> **EXERCISE BRIEF**: Each line from the line with "Rebuild this screenshot" to the line with "const N = (v: number", inclusive, is to be repeated exactly; no other line and no picture belongs in the copy.

> **DATA FOR THIS TASK**:
%%

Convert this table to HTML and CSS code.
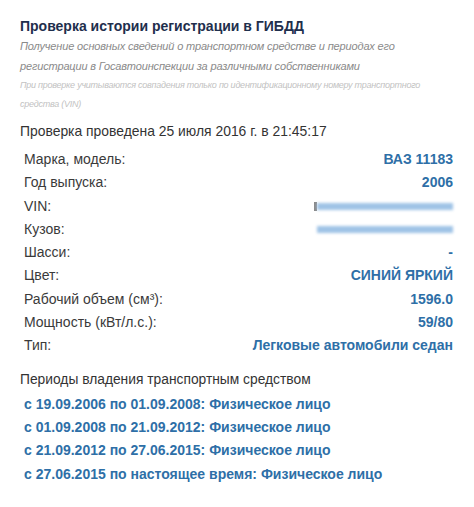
FILE: index.html
```html
<!DOCTYPE html>
<html lang="ru">
<head>
<meta charset="utf-8">
<link rel="stylesheet" href="styles.css">
</head>
<body>
<div class="page">
  <h1 class="title">Проверка истории регистрации в ГИБДД</h1>
  <p class="subtitle">Получение основных сведений о транспортном средстве и периодах его регистрации в Госавтоинспекции за различными собственниками</p>
  <p class="note">При проверке учитываются совпадения только по идентификационному номеру транспортного средства (VIN)</p>
  <p class="checked">Проверка проведена 25 июля 2016 г. в 21:45:17</p>
  <div class="table">
    <div class="row"><span class="label">Марка, модель:</span><span class="value">ВАЗ 11183</span></div>
    <div class="row"><span class="label">Год выпуска:</span><span class="value">2006</span></div>
    <div class="row"><span class="label">VIN:</span><span class="value"><span class="tick"></span><span class="blur"></span></span></div>
    <div class="row"><span class="label">Кузов:</span><span class="value"><span class="blur"></span></span></div>
    <div class="row"><span class="label">Шасси:</span><span class="value">-</span></div>
    <div class="row"><span class="label">Цвет:</span><span class="value">СИНИЙ ЯРКИЙ</span></div>
    <div class="row"><span class="label">Рабочий объем (см³):</span><span class="value">1596.0</span></div>
    <div class="row"><span class="label">Мощность (кВт/л.с.):</span><span class="value">59/80</span></div>
    <div class="row"><span class="label">Тип:</span><span class="value">Легковые автомобили седан</span></div>
  </div>
  <p class="periods-title">Периоды владения транспортным средством</p>
  <ul class="periods">
    <li>с 19.09.2006 по 01.09.2008: Физическое лицо</li>
    <li>с 01.09.2008 по 21.09.2012: Физическое лицо</li>
    <li>с 21.09.2012 по 27.06.2015: Физическое лицо</li>
    <li>с 27.06.2015 по настоящее время: Физическое лицо</li>
  </ul>
</div>
</body>
</html>
```
FILE: styles.css
```css
html, body {
  margin: 0;
  padding: 0;
  background: #ffffff;
}
body {
  font-family: "Liberation Sans", Arial, sans-serif;
  color: #333333;
}
.page {
  padding: 16px 21px 0 20px;
}
.title {
  margin: 0;
  font-size: 14px;
  line-height: 20px;
  font-weight: bold;
  color: #1f2f4d;
}
.subtitle {
  margin: 0;
  font-size: 11px;
  line-height: 20px;
  font-style: italic;
  color: #8a8a8a;
  letter-spacing: -0.15px;
}
.note {
  margin: 0;
  font-size: 9px;
  line-height: 19px;
  font-style: italic;
  color: #c2c2c2;
  letter-spacing: -0.24px;
}
.checked {
  margin: 7px 0 0;
  font-size: 13.9px;
  line-height: 20px;
  color: #333333;
}
.table {
  margin-top: 7px;
  padding-left: 4px;
}
.row {
  display: flex;
  justify-content: space-between;
  align-items: center;
  height: 23.3px;
  font-size: 14px;
  line-height: 23.3px;
}
.label {
  color: #3a3a3a;
}
.value {
  display: flex;
  align-items: center;
  font-size: 14px;
  font-weight: bold;
  color: #2e6fa7;
}
.blur {
  display: block;
  width: 136px;
  height: 7px;
  background: #9fc3e6;
  filter: blur(1.5px);
}
.tick {
  display: block;
  width: 3px;
  height: 9px;
  margin-right: 0;
  background: #8a8a8a;
  filter: blur(0.7px);
}
.periods-title {
  margin: 12px 0 0;
  font-size: 13.8px;
  line-height: 20px;
  color: #333333;
}
.periods {
  list-style: none;
  margin: 3px 0 0;
  padding: 0 0 0 4px;
}
.periods li {
  font-size: 14px;
  line-height: 23.3px;
  font-weight: bold;
  color: #2e6fa7;
}
```
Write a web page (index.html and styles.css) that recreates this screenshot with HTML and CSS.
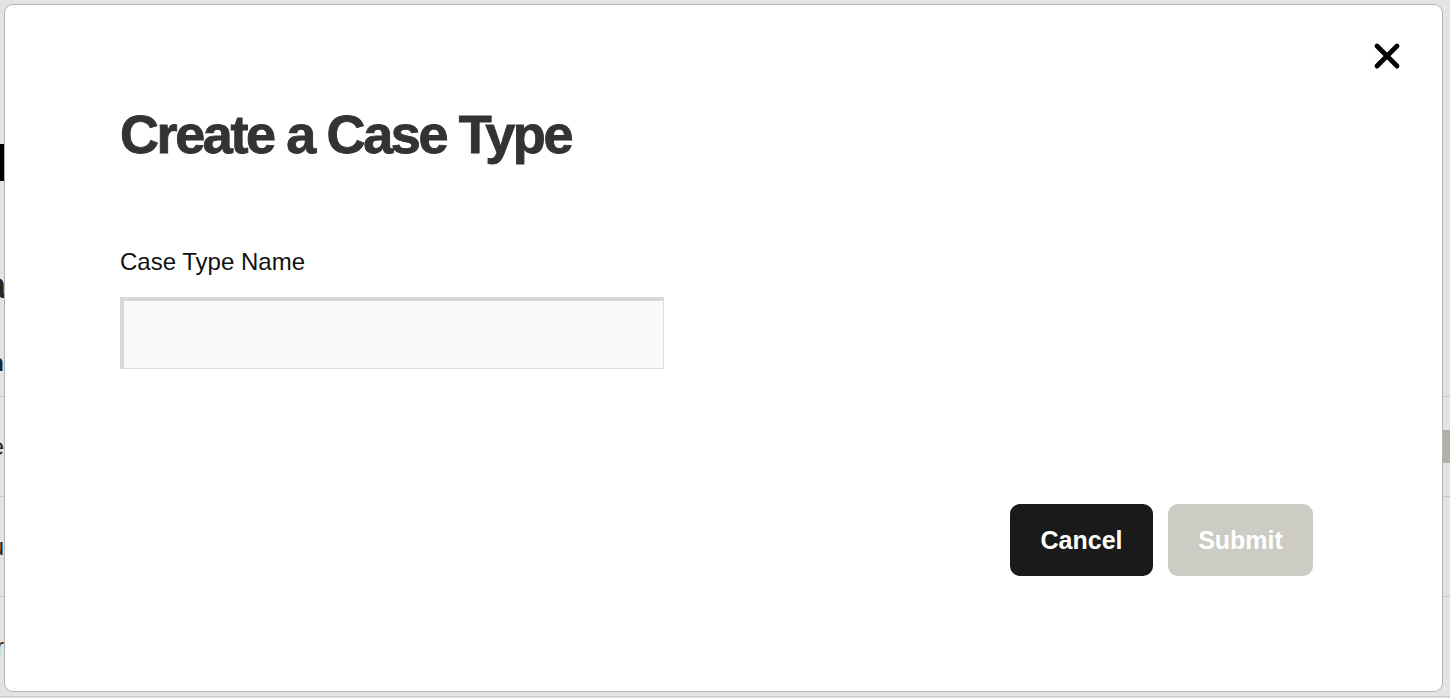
FILE: index.html
```html
<!DOCTYPE html>
<html lang="en">
<head>
<meta charset="utf-8">
<title>Create a Case Type</title>
<link rel="stylesheet" href="styles.css">
</head>
<body>
<div class="page">
  <div class="page-head"><span class="page-bar"></span></div>
  <div class="page-sub">Data</div>
  <div class="page-table">
    <div class="trow thead"><span class="tcell">Column</span></div>
    <div class="trow"><span class="tcell">Case</span><span class="thumb"></span></div>
    <div class="trow"><span class="tcell">Menu</span></div>
    <div class="trow"><span class="tcell">Other</span></div>
  </div>
</div>

<div class="overlay">
  <div class="modal" role="dialog" aria-labelledby="modal-title">
    <button class="close" type="button" aria-label="Close">
      <svg width="28" height="28" viewBox="0 0 28 28" aria-hidden="true">
        <path d="M4 4 L24 24 M24 4 L4 24" stroke="#000" stroke-width="4.8" stroke-linecap="round" fill="none"/>
      </svg>
    </button>
    <h1 id="modal-title" class="modal-title">Create a Case Type</h1>
    <form class="form">
      <label class="field-label" for="ctn">Case Type Name</label>
      <input id="ctn" class="field-input" type="text">
      <div class="actions">
        <button type="button" class="btn btn-cancel">Cancel</button>
        <button type="button" class="btn btn-submit" disabled>Submit</button>
      </div>
    </form>
  </div>
</div>
</body>
</html>
```

FILE: styles.css
```css
* { box-sizing: border-box; }

html, body {
  margin: 0;
  padding: 0;
  width: 1450px;
  height: 698px;
  overflow: hidden;
  background: #ffffff;
  font-family: "Liberation Sans", Arial, sans-serif;
}

/* background page */
.page {
  height: 698px;
  overflow: hidden;
  color: #2a2a2a;
}

.page-head {
  padding-top: 144px;
  display: flex;
}

.page-bar {
  display: block;
  width: 4px;
  height: 37px;
  background: #000;
}

.page-sub {
  margin-top: 84px;
  margin-left: -60px;
  width: 66px;
  direction: rtl;
  overflow: hidden;
  white-space: nowrap;
  text-align: right;
  font-size: 36px;
  font-weight: 700;
  line-height: 42px;
}

.page-table {
  margin-top: 23px;
}

.trow {
  height: 100px;
  display: flex;
  align-items: center;
  justify-content: space-between;
  border-bottom: 1px solid #e0e0e0;
}

.thead {
  height: 67px;
  font-weight: 700;
}

.tcell {
  margin-left: -60px;
  width: 64px;
  text-align: right;
  white-space: nowrap;
  font-size: 24px;
  direction: rtl;
  overflow: hidden;
}

.thumb {
  width: 40px;
  height: 33px;
  background: #c6c6bd;
  border-radius: 3px 0 0 3px;
}

/* overlay + modal */
.overlay {
  position: fixed;
  inset: 0;
  background: rgba(0, 0, 0, 0.11);
  display: flex;
  padding: 4px 7px 6px 4px;
}

.modal {
  position: relative;
  flex: 1;
  background: #ffffff;
  border: 1px solid #b4b4b4;
  border-radius: 9px;
  padding: 99px 129px 0 115px;
  display: flex;
  flex-direction: column;
}

.close {
  position: absolute;
  top: 37px;
  right: 41px;
  width: 28px;
  height: 28px;
  padding: 0;
  border: 0;
  background: transparent;
  cursor: pointer;
  display: flex;
}

.modal-title {
  margin: 0;
  font-size: 54px;
  line-height: 60px;
  font-weight: 700;
  letter-spacing: -2.4px;
  color: #333333;
  -webkit-text-stroke: 0.9px #333333;
}

.form {
  display: flex;
  flex-direction: column;
  align-items: flex-start;
}

.field-label {
  margin-top: 83px;
  font-size: 24px;
  line-height: 29px;
  color: #111;
}

.field-input {
  margin-top: 21px;
  width: 544px;
  height: 72px;
  background: #f9f9f9;
  border-style: solid;
  border-color: #d7d7d7 #dcdcdc #dcdcdc #d7d7d7;
  border-width: 4px 1px 1px 4px;
  font-size: 22px;
  font-family: inherit;
  outline: none;
}

.actions {
  align-self: stretch;
  margin-top: 135px;
  display: flex;
  justify-content: flex-end;
  gap: 15px;
}

.btn {
  height: 72px;
  border: 0;
  border-radius: 10px;
  font-family: inherit;
  font-size: 25px;
  font-weight: 700;
  color: #ffffff;
  padding: 0;
}

.btn-cancel {
  width: 143px;
  background: #1a1a1a;
}

.btn-submit {
  width: 145px;
  background: #cccbc4;
}
```
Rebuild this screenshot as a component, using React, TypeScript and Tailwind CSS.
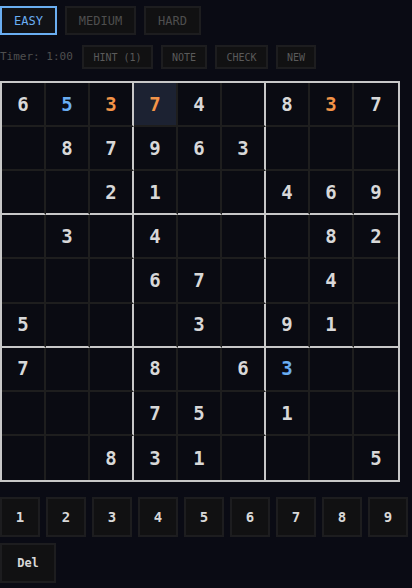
import React from "react";

type Cell = { v: number | null; c?: "blue" | "orange"; sel?: boolean };

const B = (v: number): Cell => ({ v, c: "blue" });
const O = (v: number, sel = false): Cell => ({ v, c: "orange", sel });
const N = (v: number | null): Cell => ({ v });

const board: Cell[][] = [
  [N(6), B(5), O(3), O(7, true), N(4), N(null), N(8), O(3), N(7)],
  [N(null), N(8), N(7), N(9), N(6), N(3), N(null), N(null), N(null)],
  [N(null), N(null), N(2), N(1), N(null), N(null), N(4), N(6), N(9)],
  [N(null), N(3), N(null), N(4), N(null), N(null), N(null), N(8), N(2)],
  [N(null), N(null), N(null), N(6), N(7), N(null), N(null), N(4), N(null)],
  [N(5), N(null), N(null), N(null), N(3), N(null), N(9), N(1), N(null)],
  [N(7), N(null), N(null), N(8), N(null), N(6), B(3), N(null), N(null)],
  [N(null), N(null), N(null), N(7), N(5), N(null), N(1), N(null), N(null)],
  [N(null), N(null), N(8), N(3), N(1), N(null), N(null), N(null), N(5)],
];

const mono = { fontFamily: '"DejaVu Sans Mono", "Liberation Mono", monospace' };

function SudokuCell({ cell, r, c }: { cell: Cell; r: number; c: number }) {
  const right =
    c === 8 ? "" : c === 2 || c === 5 ? "border-r-2 border-r-[#c8c8c8]" : "border-r-2 border-r-[#1e1e1e]";
  const bottom =
    r === 8 ? "" : r === 2 || r === 5 ? "border-b-2 border-b-[#c8c8c8]" : "border-b-2 border-b-[#1e1e1e]";
  const color =
    cell.c === "blue" ? "text-[#6aaef2]" : cell.c === "orange" ? "text-[#f39448]" : "text-[#d8d8d8]";
  return (
    <div
      className={`flex items-center justify-center text-[19px] font-bold ${right} ${bottom} ${color} ${
        cell.sel ? "bg-[#1c2232]" : "bg-[#0a0b12]"
      }`}
    >
      {cell.v ?? ""}
    </div>
  );
}

export default function App() {
  return (
    <div className="min-h-[588px] w-[412px] bg-[#0a0b14] overflow-hidden" style={mono}>
      <div className="flex gap-2 pt-[6px]">
        <button className="h-[29px] w-[57px] border-2 border-[#6aaef2] bg-[#111216] text-[12px] text-[#6aaef2]">
          EASY
        </button>
        <button className="h-[29px] w-[71px] border-2 border-[#1d1d1f] bg-[#111112] text-[12px] text-[#4e4e4e]">
          MEDIUM
        </button>
        <button className="h-[29px] w-[57px] border-2 border-[#1d1d1f] bg-[#111112] text-[12px] text-[#4e4e4e]">
          HARD
        </button>
      </div>
      <div className="flex items-center gap-2 mt-[10px]">
        <span className="w-[74px] text-[11px] text-[#4f4f4f] whitespace-nowrap">Timer: 1:00</span>
        <button className="h-[24px] w-[71px] border-2 border-[#1d1d1f] bg-[#111112] text-[10px] text-[#5a5a5a]">
          HINT (1)
        </button>
        <button className="h-[24px] w-[46px] border-2 border-[#1d1d1f] bg-[#111112] text-[10px] text-[#5a5a5a]">
          NOTE
        </button>
        <button className="h-[24px] w-[53px] border-2 border-[#1d1d1f] bg-[#111112] text-[10px] text-[#5a5a5a]">
          CHECK
        </button>
        <button className="h-[24px] w-[40px] border-2 border-[#1d1d1f] bg-[#111112] text-[10px] text-[#5a5a5a]">
          NEW
        </button>
      </div>
      <div className="mt-[12px] w-[400px] h-[401px] border-2 border-[#c8c8c8] grid grid-cols-9 grid-rows-9 bg-[#0a0b12]">
        {board.map((row, r) =>
          row.map((cell, c) => <SudokuCell key={`${r}-${c}`} cell={cell} r={r} c={c} />)
        )}
      </div>
      <div className="mt-[15px] flex gap-[6px]">
        {[1, 2, 3, 4, 5, 6, 7, 8, 9].map((n) => (
          <button
            key={n}
            className="h-[40px] w-[40px] shrink-0 border-2 border-[#1d1d1f] bg-[#111112] text-[14px] font-bold text-[#d8d8d8]"
          >
            {n}
          </button>
        ))}
      </div>
      <div className="mt-[6px]">
        <button className="h-[40px] w-[56px] border-2 border-[#1d1d1f] bg-[#111112] text-[12px] font-bold text-[#d8d8d8]">
          Del
        </button>
      </div>
    </div>
  );
}
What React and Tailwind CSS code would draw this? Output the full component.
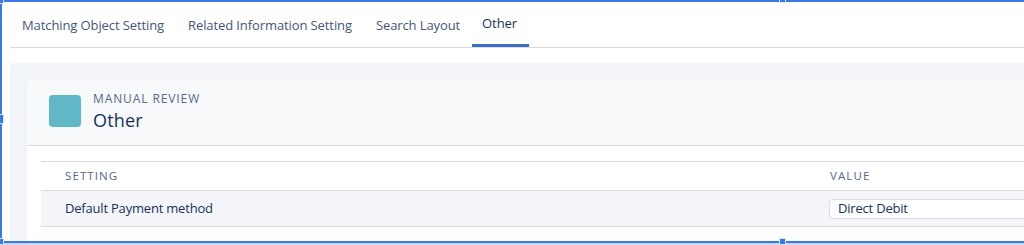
const tabs = ["Matching Object Setting", "Related Information Setting", "Search Layout", "Other"];

function Handle({ className }) {
  return <div className={`absolute w-[7px] h-[7px] bg-[#3b78e7] border border-[#dbe6fb] ${className}`} />;
}

export default function App() {
  return (
    <div className="relative w-[1024px] h-[245px] overflow-hidden bg-white font-['Open_Sans',sans-serif]">
      <nav className="ml-[10px] flex h-[48px] border-b border-[#dddbe0]">
        {tabs.map((t) => {
          const active = t === "Other";
          return (
            <div
              key={t}
              className={`flex items-center px-3 pt-[5px] text-[13px] tracking-[-0.1px] ${
                active ? "border-b-[3px] border-[#3b6fc4] text-[#16325c] pb-[1px] pl-[10px]" : "text-[#45567a]"
              }`}
            >
              {t}
            </div>
          );
        })}
      </nav>

      <div className="mt-[15px] ml-[10px] rounded-tl-[4px] bg-[#f3f4f7] pl-[17px] pt-[17px]">
        <div className="rounded-tl-[4px] bg-[#f8f9fb]">
          <div className="flex h-[66px] items-start gap-[12px] border-b border-[#dddbe0] pl-[22px] pt-[15px]">
            <div className="h-[32px] w-[32px] rounded-[4px] bg-[#60b8c6]" />
            <div className="mt-[-3px] flex flex-col">
              <span className="text-[12px] uppercase leading-[14px] tracking-[0.9px] text-[#54698d]">
                Manual Review
              </span>
              <span className="mt-[4px] text-[18px] leading-[20px] tracking-[0.2px] text-[#16325c]">Other</span>
            </div>
          </div>
          <div className="bg-white pl-[14px] pt-[15px] pb-[20px]">
            <div className="grid grid-cols-[765px_1fr] border-t border-[#dddbe0] text-[11.5px]">
              <div className="flex h-[29px] items-center border-b border-[#dddbe0] pl-[24px] uppercase tracking-[1.1px] text-[#54698d]">
                Setting
              </div>
              <div className="flex h-[29px] items-center border-b border-[#dddbe0] pl-[24px] uppercase tracking-[1.1px] text-[#54698d]">
                Value
              </div>
              <div className="flex h-[36px] items-center border-b border-[#dddbe0] bg-[#f4f5f8] pl-[24px] text-[13px] tracking-[-0.2px] text-[#16325c]">
                Default Payment method
              </div>
              <div className="flex h-[36px] items-center border-b border-[#dddbe0] bg-[#f4f5f8] pl-[23px]">
                <div className="flex h-[20px] w-full items-center rounded-l-[4px] border border-r-0 border-[#d8dde6] bg-white pl-[8px] text-[13px] tracking-[-0.2px] text-[#16325c]">
                  Direct Debit
                </div>
              </div>
            </div>
          </div>
        </div>
      </div>

      <div className="absolute left-0 top-0 h-[2px] w-full bg-[#3b78e7]" />
      <div className="absolute left-0 top-0 h-[243px] w-[2px] bg-[#3b78e7]" />
      <div className="absolute left-0 top-[241px] h-[2px] w-full bg-[#3b78e7]" />
      <div className="absolute left-0 top-[243px] h-[2px] w-full bg-[#c5d6f6]" />
      <Handle className="left-[-3px] top-[-3px]" />
      <Handle className="left-[779px] top-[-4px]" />
      <Handle className="left-[-3px] top-[114px] h-[10px]" />
      <Handle className="left-[-3px] top-[238px]" />
      <Handle className="left-[779px] top-[238px]" />
    </div>
  );
}
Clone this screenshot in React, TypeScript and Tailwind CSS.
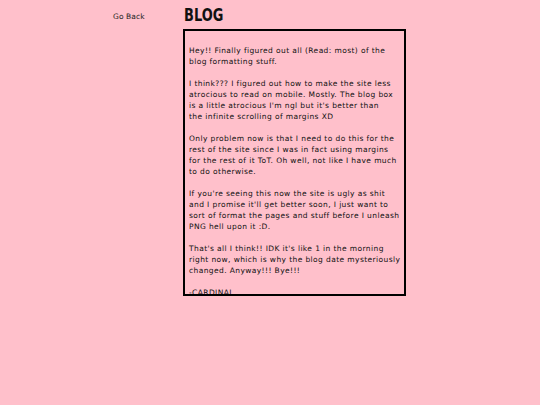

%%

> **RESULT OF THIS TASK**:
Rebuild this screenshot as a component, using React, TypeScript and Tailwind CSS.
import React from "react";

type Cell = { v: number | null; c?: "blue" | "orange"; sel?: boolean };

const B = (v: number): Cell => ({ v, c: "blue" });
const O = (v: number, sel = false): Cell => ({ v, c: "orange", sel });
const N = (v: number | null): Cell => ({ v });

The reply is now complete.